BEGIN
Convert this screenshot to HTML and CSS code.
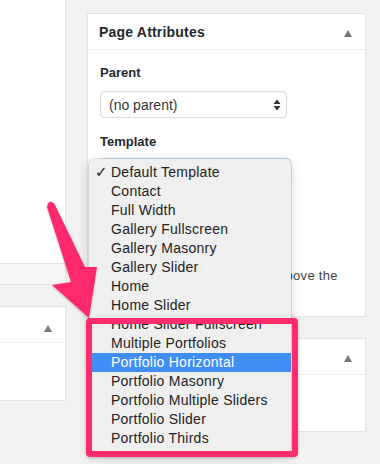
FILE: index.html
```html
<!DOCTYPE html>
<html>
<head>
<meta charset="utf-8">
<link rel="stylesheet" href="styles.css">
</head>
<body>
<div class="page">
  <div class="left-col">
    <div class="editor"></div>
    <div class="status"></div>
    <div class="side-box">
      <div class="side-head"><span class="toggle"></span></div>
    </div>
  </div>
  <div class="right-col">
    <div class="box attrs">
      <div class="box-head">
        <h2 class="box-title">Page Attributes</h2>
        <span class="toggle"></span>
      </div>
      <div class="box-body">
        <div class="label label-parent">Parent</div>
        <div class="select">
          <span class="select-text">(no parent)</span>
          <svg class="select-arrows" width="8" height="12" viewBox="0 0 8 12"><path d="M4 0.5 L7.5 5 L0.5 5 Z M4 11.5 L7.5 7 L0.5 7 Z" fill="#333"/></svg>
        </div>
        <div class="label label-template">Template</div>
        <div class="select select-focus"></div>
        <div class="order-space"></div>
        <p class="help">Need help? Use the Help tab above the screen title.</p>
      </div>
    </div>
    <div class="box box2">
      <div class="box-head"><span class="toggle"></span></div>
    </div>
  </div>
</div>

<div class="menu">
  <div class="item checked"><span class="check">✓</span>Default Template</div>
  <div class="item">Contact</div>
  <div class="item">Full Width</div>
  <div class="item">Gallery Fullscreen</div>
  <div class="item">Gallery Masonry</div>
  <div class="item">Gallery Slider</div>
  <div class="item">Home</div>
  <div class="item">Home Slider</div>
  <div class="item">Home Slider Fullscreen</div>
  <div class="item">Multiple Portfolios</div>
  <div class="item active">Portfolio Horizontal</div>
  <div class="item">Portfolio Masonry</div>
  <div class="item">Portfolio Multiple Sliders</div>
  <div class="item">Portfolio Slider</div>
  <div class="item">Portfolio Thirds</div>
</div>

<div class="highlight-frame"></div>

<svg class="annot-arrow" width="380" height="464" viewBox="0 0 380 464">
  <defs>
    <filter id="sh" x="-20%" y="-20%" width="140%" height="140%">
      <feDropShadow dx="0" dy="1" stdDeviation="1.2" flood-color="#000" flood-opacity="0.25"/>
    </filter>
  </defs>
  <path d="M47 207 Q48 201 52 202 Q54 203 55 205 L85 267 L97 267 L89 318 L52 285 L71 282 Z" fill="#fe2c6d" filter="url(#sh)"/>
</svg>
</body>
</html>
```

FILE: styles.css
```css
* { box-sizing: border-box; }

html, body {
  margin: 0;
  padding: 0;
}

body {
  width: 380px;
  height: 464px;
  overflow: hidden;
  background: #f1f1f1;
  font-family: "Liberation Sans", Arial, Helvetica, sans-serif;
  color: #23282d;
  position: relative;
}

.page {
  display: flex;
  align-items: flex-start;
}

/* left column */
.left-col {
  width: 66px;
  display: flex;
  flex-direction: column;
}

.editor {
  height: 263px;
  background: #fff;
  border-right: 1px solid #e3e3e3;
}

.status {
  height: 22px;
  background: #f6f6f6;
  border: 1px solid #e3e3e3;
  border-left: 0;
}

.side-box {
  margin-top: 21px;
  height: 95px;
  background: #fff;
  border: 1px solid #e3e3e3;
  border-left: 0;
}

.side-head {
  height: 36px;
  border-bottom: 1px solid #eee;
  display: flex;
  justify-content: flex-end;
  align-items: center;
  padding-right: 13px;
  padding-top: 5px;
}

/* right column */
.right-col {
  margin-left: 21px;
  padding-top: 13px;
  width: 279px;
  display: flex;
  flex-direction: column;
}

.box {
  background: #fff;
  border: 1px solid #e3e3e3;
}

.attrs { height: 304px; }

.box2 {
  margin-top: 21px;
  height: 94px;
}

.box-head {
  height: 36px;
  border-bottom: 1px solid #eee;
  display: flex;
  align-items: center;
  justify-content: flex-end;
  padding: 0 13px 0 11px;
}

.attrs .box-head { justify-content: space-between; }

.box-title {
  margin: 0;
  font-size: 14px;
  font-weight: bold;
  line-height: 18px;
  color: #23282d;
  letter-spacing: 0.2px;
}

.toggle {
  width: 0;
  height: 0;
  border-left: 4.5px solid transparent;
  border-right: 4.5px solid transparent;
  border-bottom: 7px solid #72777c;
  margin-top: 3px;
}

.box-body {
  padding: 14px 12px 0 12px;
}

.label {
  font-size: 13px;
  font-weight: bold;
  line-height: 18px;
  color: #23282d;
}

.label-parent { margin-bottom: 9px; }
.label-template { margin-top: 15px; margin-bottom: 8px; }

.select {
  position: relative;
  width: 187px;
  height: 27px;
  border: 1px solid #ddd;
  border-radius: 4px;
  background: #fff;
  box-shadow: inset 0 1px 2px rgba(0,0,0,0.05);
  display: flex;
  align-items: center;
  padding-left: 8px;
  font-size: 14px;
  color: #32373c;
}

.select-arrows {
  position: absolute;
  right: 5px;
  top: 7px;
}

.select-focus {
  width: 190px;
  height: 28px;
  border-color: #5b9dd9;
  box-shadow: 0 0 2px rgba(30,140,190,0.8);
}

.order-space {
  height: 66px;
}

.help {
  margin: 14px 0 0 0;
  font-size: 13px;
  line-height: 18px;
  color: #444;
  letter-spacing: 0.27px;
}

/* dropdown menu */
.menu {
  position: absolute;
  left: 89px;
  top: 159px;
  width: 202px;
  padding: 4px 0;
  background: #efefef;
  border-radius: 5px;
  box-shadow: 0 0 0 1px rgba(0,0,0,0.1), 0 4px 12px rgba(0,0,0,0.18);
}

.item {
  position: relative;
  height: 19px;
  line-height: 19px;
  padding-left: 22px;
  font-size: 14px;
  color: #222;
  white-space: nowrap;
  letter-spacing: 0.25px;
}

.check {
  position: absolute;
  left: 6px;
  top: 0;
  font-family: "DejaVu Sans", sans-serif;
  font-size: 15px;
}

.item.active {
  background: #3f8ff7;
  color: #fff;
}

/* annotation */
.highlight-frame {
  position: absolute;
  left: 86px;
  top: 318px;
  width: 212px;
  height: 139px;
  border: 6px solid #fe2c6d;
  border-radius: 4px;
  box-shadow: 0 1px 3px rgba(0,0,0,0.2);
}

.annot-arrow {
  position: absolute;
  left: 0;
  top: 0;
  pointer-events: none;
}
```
END
Print the listing above in full, exactly as written. Omit any pictures.

Convert this screenshot to HTML and CSS code.
FILE: index.html
```html
<!DOCTYPE html>
<html>
<head>
<meta charset="utf-8">
<link rel="stylesheet" href="styles.css">
</head>
<body>
<div class="page">
  <div class="left-col">
    <div class="editor"></div>
    <div class="status"></div>
    <div class="side-box">
      <div class="side-head"><span class="toggle"></span></div>
    </div>
  </div>
  <div class="right-col">
    <div class="box attrs">
      <div class="box-head">
        <h2 class="box-title">Page Attributes</h2>
        <span class="toggle"></span>
      </div>
      <div class="box-body">
        <div class="label label-parent">Parent</div>
        <div class="select">
          <span class="select-text">(no parent)</span>
          <svg class="select-arrows" width="8" height="12" viewBox="0 0 8 12"><path d="M4 0.5 L7.5 5 L0.5 5 Z M4 11.5 L7.5 7 L0.5 7 Z" fill="#333"/></svg>
        </div>
        <div class="label label-template">Template</div>
        <div class="select select-focus"></div>
        <div class="order-space"></div>
        <p class="help">Need help? Use the Help tab above the screen title.</p>
      </div>
    </div>
    <div class="box box2">
      <div class="box-head"><span class="toggle"></span></div>
    </div>
  </div>
</div>

<div class="menu">
  <div class="item checked"><span class="check">✓</span>Default Template</div>
  <div class="item">Contact</div>
  <div class="item">Full Width</div>
  <div class="item">Gallery Fullscreen</div>
  <div class="item">Gallery Masonry</div>
  <div class="item">Gallery Slider</div>
  <div class="item">Home</div>
  <div class="item">Home Slider</div>
  <div class="item">Home Slider Fullscreen</div>
  <div class="item">Multiple Portfolios</div>
  <div class="item active">Portfolio Horizontal</div>
  <div class="item">Portfolio Masonry</div>
  <div class="item">Portfolio Multiple Sliders</div>
  <div class="item">Portfolio Slider</div>
  <div class="item">Portfolio Thirds</div>
</div>

<div class="highlight-frame"></div>

<svg class="annot-arrow" width="380" height="464" viewBox="0 0 380 464">
  <defs>
    <filter id="sh" x="-20%" y="-20%" width="140%" height="140%">
      <feDropShadow dx="0" dy="1" stdDeviation="1.2" flood-color="#000" flood-opacity="0.25"/>
    </filter>
  </defs>
  <path d="M47 207 Q48 201 52 202 Q54 203 55 205 L85 267 L97 267 L89 318 L52 285 L71 282 Z" fill="#fe2c6d" filter="url(#sh)"/>
</svg>
</body>
</html>
```

FILE: styles.css
```css
* { box-sizing: border-box; }

html, body {
  margin: 0;
  padding: 0;
}

body {
  width: 380px;
  height: 464px;
  overflow: hidden;
  background: #f1f1f1;
  font-family: "Liberation Sans", Arial, Helvetica, sans-serif;
  color: #23282d;
  position: relative;
}

.page {
  display: flex;
  align-items: flex-start;
}

/* left column */
.left-col {
  width: 66px;
  display: flex;
  flex-direction: column;
}

.editor {
  height: 263px;
  background: #fff;
  border-right: 1px solid #e3e3e3;
}

.status {
  height: 22px;
  background: #f6f6f6;
  border: 1px solid #e3e3e3;
  border-left: 0;
}

.side-box {
  margin-top: 21px;
  height: 95px;
  background: #fff;
  border: 1px solid #e3e3e3;
  border-left: 0;
}

.side-head {
  height: 36px;
  border-bottom: 1px solid #eee;
  display: flex;
  justify-content: flex-end;
  align-items: center;
  padding-right: 13px;
  padding-top: 5px;
}

/* right column */
.right-col {
  margin-left: 21px;
  padding-top: 13px;
  width: 279px;
  display: flex;
  flex-direction: column;
}

.box {
  background: #fff;
  border: 1px solid #e3e3e3;
}

.attrs { height: 304px; }

.box2 {
  margin-top: 21px;
  height: 94px;
}

.box-head {
  height: 36px;
  border-bottom: 1px solid #eee;
  display: flex;
  align-items: center;
  justify-content: flex-end;
  padding: 0 13px 0 11px;
}

.attrs .box-head { justify-content: space-between; }

.box-title {
  margin: 0;
  font-size: 14px;
  font-weight: bold;
  line-height: 18px;
  color: #23282d;
  letter-spacing: 0.2px;
}

.toggle {
  width: 0;
  height: 0;
  border-left: 4.5px solid transparent;
  border-right: 4.5px solid transparent;
  border-bottom: 7px solid #72777c;
  margin-top: 3px;
}

.box-body {
  padding: 14px 12px 0 12px;
}

.label {
  font-size: 13px;
  font-weight: bold;
  line-height: 18px;
  color: #23282d;
}

.label-parent { margin-bottom: 9px; }
.label-template { margin-top: 15px; margin-bottom: 8px; }

.select {
  position: relative;
  width: 187px;
  height: 27px;
  border: 1px solid #ddd;
  border-radius: 4px;
  background: #fff;
  box-shadow: inset 0 1px 2px rgba(0,0,0,0.05);
  display: flex;
  align-items: center;
  padding-left: 8px;
  font-size: 14px;
  color: #32373c;
}

.select-arrows {
  position: absolute;
  right: 5px;
  top: 7px;
}

.select-focus {
  width: 190px;
  height: 28px;
  border-color: #5b9dd9;
  box-shadow: 0 0 2px rgba(30,140,190,0.8);
}

.order-space {
  height: 66px;
}

.help {
  margin: 14px 0 0 0;
  font-size: 13px;
  line-height: 18px;
  color: #444;
  letter-spacing: 0.27px;
}

/* dropdown menu */
.menu {
  position: absolute;
  left: 89px;
  top: 159px;
  width: 202px;
  padding: 4px 0;
  background: #efefef;
  border-radius: 5px;
  box-shadow: 0 0 0 1px rgba(0,0,0,0.1), 0 4px 12px rgba(0,0,0,0.18);
}

.item {
  position: relative;
  height: 19px;
  line-height: 19px;
  padding-left: 22px;
  font-size: 14px;
  color: #222;
  white-space: nowrap;
  letter-spacing: 0.25px;
}

.check {
  position: absolute;
  left: 6px;
  top: 0;
  font-family: "DejaVu Sans", sans-serif;
  font-size: 15px;
}

.item.active {
  background: #3f8ff7;
  color: #fff;
}

/* annotation */
.highlight-frame {
  position: absolute;
  left: 86px;
  top: 318px;
  width: 212px;
  height: 139px;
  border: 6px solid #fe2c6d;
  border-radius: 4px;
  box-shadow: 0 1px 3px rgba(0,0,0,0.2);
}

.annot-arrow {
  position: absolute;
  left: 0;
  top: 0;
  pointer-events: none;
}
```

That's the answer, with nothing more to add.